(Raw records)
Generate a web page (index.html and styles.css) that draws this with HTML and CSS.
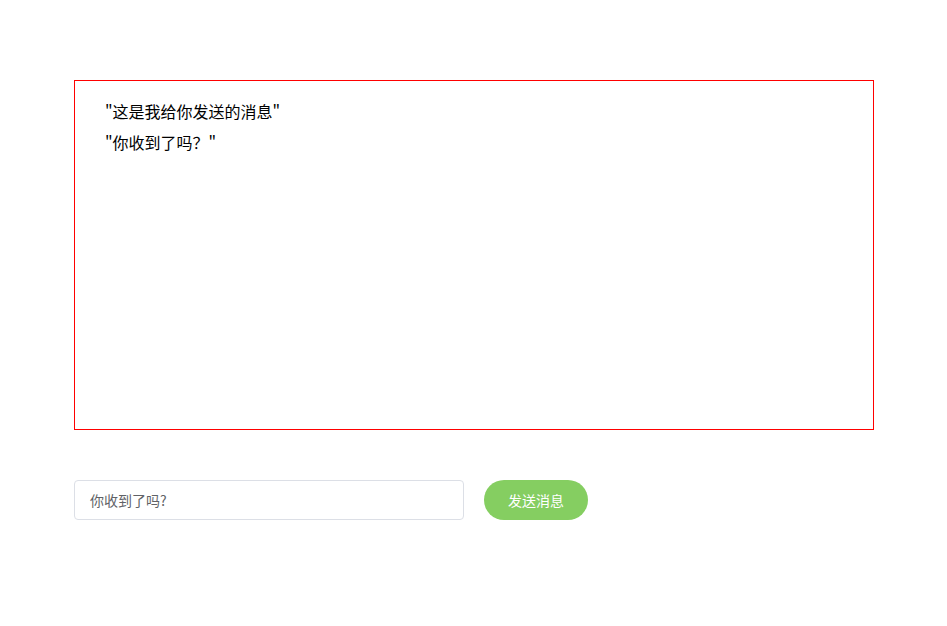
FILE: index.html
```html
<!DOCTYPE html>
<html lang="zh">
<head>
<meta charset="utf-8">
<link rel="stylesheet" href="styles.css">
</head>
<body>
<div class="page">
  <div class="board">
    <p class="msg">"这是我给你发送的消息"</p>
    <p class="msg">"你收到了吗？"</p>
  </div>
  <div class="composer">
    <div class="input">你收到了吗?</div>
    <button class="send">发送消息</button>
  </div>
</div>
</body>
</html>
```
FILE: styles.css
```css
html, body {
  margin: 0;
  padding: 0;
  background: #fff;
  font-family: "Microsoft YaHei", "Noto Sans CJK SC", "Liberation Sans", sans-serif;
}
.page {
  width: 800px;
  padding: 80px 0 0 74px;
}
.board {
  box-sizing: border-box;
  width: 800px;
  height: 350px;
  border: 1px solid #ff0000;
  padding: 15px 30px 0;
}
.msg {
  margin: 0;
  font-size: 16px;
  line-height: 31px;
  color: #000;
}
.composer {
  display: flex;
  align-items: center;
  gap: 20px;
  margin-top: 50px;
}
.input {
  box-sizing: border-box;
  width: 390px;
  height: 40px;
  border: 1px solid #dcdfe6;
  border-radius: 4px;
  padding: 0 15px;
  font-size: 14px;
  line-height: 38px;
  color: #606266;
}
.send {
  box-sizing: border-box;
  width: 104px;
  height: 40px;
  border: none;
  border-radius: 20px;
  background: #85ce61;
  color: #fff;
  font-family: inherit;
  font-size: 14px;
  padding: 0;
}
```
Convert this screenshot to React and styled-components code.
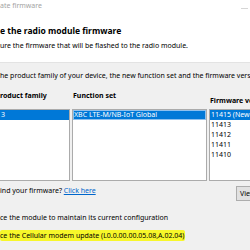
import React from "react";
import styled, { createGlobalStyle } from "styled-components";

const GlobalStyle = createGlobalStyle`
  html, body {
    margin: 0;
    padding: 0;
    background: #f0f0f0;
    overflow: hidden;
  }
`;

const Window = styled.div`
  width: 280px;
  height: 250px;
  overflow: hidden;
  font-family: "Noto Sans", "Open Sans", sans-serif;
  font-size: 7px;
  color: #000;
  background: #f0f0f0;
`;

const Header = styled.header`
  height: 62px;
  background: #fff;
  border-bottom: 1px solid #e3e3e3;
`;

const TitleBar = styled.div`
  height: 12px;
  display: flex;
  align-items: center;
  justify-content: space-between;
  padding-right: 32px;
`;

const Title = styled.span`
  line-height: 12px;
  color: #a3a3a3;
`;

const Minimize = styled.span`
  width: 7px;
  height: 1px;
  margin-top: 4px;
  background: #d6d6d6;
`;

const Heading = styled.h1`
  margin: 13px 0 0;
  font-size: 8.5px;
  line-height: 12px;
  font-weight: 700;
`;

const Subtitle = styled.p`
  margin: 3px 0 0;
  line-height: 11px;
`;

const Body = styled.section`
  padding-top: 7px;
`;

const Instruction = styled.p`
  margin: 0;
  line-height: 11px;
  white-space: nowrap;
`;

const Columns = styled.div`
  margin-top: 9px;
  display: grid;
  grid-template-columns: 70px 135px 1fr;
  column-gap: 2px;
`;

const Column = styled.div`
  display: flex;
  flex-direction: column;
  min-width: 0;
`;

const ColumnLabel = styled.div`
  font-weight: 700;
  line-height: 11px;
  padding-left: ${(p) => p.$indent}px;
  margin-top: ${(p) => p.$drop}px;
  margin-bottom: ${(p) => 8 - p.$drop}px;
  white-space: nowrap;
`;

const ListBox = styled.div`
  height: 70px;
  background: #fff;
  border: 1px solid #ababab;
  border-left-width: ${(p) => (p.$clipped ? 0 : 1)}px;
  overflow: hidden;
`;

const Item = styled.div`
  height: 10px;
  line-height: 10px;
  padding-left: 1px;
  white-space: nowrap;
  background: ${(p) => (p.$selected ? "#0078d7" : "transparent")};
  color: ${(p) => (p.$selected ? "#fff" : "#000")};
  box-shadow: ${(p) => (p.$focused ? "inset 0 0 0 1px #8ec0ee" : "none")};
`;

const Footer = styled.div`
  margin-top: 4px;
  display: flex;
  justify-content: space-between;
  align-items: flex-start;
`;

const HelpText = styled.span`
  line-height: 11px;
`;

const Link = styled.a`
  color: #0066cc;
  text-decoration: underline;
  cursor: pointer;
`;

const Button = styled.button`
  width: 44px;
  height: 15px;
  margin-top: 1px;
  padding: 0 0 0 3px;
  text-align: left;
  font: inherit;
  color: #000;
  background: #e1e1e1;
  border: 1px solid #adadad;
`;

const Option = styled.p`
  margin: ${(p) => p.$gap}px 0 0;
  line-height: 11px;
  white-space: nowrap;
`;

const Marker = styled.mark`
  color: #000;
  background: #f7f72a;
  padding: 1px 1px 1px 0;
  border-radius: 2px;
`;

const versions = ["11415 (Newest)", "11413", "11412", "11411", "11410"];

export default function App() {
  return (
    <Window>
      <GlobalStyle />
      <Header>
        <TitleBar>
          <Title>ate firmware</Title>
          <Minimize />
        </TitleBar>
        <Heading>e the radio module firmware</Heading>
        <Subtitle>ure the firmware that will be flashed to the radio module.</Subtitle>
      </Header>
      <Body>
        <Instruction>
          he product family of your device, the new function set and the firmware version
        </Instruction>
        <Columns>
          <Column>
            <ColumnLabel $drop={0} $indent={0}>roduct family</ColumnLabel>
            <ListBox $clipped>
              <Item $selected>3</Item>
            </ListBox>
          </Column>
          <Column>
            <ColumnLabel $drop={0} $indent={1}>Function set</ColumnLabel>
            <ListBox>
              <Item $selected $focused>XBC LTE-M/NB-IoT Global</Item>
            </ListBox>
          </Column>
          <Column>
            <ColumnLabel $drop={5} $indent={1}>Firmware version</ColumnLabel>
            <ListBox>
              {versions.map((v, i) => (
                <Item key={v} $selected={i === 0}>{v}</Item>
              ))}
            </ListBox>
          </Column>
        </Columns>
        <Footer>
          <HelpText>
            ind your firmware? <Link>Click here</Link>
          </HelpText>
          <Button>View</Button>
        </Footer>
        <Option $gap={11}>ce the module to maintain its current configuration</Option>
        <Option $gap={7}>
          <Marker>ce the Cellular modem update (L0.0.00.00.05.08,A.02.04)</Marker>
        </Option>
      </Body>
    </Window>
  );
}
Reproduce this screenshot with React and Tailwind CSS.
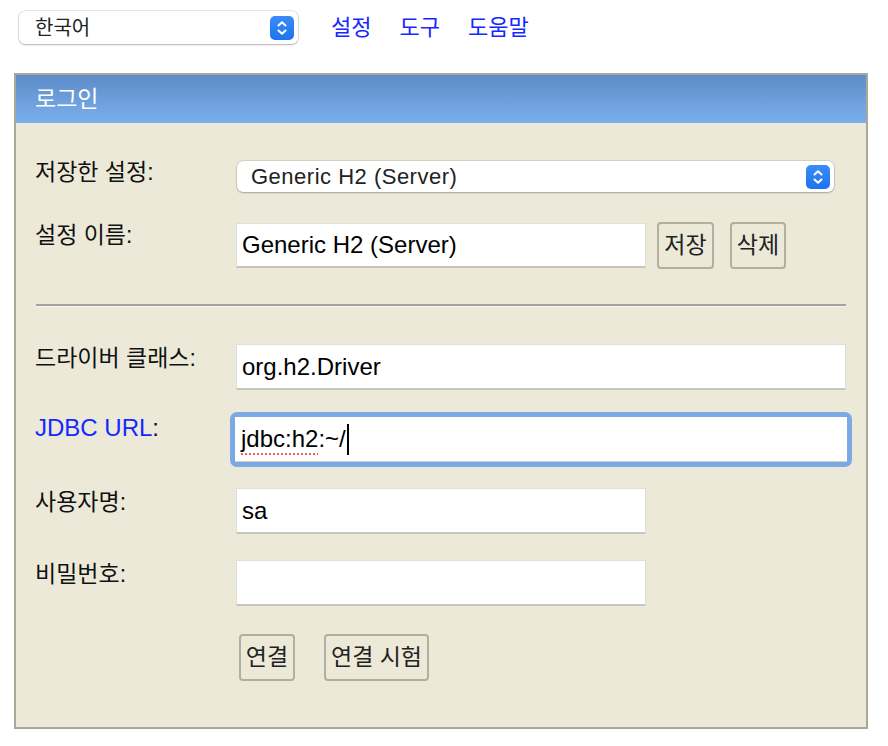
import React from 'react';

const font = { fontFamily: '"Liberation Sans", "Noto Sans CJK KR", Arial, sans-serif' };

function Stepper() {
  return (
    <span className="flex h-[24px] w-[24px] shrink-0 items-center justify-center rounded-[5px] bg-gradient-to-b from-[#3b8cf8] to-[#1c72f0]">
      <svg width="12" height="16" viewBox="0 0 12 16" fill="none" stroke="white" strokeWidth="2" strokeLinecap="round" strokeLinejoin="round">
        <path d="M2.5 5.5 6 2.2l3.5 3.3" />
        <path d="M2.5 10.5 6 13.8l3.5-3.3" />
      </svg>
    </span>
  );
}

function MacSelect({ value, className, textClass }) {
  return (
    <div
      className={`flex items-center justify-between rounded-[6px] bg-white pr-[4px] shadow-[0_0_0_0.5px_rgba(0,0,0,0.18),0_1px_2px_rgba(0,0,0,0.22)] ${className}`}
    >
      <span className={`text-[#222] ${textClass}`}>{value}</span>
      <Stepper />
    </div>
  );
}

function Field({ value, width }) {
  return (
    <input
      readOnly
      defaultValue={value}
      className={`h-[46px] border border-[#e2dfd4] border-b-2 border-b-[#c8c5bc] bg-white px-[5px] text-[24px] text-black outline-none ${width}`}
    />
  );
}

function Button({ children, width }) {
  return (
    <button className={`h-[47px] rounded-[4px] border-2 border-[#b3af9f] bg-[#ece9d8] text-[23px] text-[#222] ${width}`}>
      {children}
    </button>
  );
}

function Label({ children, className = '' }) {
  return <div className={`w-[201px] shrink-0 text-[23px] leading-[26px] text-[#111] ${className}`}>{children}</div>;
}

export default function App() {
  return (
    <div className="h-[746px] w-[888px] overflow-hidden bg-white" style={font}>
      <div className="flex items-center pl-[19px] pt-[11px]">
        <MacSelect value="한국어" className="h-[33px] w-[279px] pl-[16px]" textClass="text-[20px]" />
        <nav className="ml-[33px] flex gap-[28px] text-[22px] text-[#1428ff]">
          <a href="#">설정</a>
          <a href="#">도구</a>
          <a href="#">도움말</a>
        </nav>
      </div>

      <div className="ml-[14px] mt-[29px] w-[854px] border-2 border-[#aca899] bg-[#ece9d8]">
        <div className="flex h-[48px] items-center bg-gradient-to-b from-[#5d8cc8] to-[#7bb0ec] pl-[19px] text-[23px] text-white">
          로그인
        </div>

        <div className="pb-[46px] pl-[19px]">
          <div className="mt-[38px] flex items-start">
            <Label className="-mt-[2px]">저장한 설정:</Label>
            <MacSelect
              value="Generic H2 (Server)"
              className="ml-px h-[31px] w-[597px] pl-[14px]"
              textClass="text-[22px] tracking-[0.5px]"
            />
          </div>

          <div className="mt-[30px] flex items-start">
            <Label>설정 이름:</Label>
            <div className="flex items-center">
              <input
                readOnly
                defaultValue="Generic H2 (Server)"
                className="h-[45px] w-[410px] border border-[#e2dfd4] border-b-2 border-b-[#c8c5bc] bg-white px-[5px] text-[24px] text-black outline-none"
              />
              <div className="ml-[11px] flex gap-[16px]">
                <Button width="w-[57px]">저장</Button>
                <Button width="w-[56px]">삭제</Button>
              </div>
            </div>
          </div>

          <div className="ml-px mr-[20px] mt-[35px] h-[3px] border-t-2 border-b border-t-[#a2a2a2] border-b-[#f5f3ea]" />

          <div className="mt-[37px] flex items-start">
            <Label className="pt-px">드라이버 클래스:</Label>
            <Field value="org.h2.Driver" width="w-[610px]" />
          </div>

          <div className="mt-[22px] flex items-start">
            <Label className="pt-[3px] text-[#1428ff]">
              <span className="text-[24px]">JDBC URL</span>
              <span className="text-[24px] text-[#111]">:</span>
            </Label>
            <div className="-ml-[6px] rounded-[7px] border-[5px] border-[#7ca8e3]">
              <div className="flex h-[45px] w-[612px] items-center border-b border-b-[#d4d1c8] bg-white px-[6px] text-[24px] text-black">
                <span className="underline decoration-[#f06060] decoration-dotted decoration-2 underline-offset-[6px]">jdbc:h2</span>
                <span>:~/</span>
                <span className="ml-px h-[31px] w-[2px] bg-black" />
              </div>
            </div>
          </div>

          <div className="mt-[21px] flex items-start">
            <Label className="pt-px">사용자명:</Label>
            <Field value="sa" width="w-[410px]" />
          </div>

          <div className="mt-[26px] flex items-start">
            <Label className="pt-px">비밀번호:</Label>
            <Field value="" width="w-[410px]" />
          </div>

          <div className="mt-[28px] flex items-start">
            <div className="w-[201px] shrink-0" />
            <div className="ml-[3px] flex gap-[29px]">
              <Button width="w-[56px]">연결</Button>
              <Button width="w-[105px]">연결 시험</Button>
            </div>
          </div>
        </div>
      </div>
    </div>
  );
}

### Short task
Extract lines where the string "that" occurs.

### Expected answer
Generate a web page (index.html and styles.css) that draws this with HTML and CSS.
        <Subtitle>ure the firmware that will be flashed to the radio module.</Subtitle>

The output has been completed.